*Exercise objective*
Report every line in the listing below where the string "this" shows up.

Source records

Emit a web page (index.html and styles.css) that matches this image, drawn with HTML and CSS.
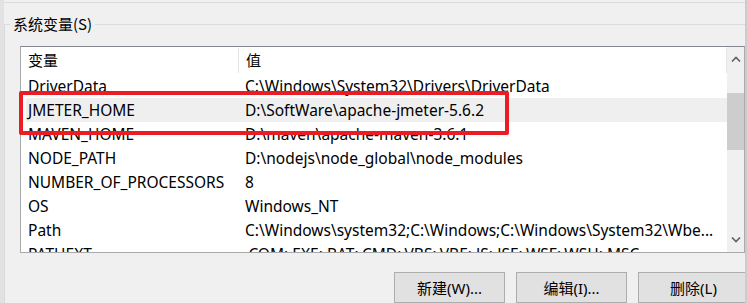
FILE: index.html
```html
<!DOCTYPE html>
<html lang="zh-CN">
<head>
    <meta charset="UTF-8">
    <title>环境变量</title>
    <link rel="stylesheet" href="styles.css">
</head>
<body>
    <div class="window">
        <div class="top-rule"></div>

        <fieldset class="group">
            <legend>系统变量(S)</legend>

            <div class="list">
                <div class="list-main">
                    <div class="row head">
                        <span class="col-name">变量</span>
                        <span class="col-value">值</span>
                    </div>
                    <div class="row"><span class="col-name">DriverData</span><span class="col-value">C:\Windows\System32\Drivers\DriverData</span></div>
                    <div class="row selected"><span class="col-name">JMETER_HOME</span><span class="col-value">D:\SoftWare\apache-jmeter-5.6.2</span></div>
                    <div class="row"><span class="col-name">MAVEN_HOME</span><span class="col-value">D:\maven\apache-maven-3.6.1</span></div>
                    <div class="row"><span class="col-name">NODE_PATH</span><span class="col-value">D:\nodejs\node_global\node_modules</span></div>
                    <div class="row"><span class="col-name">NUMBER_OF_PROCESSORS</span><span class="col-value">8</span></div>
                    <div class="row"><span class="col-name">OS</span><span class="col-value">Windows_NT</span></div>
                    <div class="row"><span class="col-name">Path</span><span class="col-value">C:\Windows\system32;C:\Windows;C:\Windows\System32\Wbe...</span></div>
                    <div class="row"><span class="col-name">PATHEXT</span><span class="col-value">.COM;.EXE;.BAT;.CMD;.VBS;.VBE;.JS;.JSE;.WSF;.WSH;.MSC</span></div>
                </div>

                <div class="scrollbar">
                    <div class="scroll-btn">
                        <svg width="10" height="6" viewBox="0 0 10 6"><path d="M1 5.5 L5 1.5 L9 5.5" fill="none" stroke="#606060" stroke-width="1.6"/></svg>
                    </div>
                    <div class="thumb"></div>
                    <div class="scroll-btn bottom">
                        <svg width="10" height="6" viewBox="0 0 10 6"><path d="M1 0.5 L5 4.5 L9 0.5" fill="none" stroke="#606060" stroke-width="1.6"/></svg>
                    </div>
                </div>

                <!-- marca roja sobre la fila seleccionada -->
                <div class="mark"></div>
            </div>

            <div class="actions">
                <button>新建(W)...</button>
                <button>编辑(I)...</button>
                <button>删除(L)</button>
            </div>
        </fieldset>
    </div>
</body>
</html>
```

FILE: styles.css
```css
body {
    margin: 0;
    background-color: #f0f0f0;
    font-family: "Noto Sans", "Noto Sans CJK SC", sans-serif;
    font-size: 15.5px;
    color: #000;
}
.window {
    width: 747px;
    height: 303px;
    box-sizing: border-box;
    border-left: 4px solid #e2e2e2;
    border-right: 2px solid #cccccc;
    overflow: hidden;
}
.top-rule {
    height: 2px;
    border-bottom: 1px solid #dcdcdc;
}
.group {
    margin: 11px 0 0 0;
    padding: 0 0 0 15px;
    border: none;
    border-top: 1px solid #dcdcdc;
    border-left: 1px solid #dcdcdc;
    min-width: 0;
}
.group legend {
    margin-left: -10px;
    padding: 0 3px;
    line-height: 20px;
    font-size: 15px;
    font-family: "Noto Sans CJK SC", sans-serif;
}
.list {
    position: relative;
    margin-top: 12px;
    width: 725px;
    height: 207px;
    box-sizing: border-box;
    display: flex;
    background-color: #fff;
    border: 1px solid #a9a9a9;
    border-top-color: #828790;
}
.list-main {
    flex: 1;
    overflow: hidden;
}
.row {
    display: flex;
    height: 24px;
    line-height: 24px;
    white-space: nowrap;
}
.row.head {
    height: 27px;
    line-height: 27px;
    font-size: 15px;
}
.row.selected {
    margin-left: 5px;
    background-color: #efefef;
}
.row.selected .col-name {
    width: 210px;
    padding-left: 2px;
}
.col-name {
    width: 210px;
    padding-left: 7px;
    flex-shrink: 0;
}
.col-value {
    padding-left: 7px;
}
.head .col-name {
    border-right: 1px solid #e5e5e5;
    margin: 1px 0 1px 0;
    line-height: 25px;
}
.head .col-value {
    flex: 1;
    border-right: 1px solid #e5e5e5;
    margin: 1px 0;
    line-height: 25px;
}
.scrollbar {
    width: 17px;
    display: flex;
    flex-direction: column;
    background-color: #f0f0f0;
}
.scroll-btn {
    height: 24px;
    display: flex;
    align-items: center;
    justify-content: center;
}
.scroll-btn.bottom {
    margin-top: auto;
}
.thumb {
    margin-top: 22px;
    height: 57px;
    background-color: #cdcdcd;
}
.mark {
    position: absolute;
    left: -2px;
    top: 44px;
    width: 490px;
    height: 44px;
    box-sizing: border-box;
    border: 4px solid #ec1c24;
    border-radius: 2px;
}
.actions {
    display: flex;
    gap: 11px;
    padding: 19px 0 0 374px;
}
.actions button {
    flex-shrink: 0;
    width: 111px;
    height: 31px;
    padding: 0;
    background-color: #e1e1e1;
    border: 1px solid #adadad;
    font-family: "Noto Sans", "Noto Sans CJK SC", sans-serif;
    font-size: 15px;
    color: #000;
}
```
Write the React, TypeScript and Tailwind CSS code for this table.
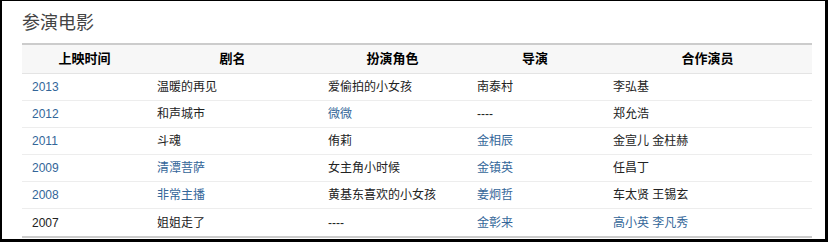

*Expected answer*
Emit a web page (index.html and styles.css) that matches this image, drawn with HTML and CSS.
Write the React, TypeScript and Tailwind CSS code for this table.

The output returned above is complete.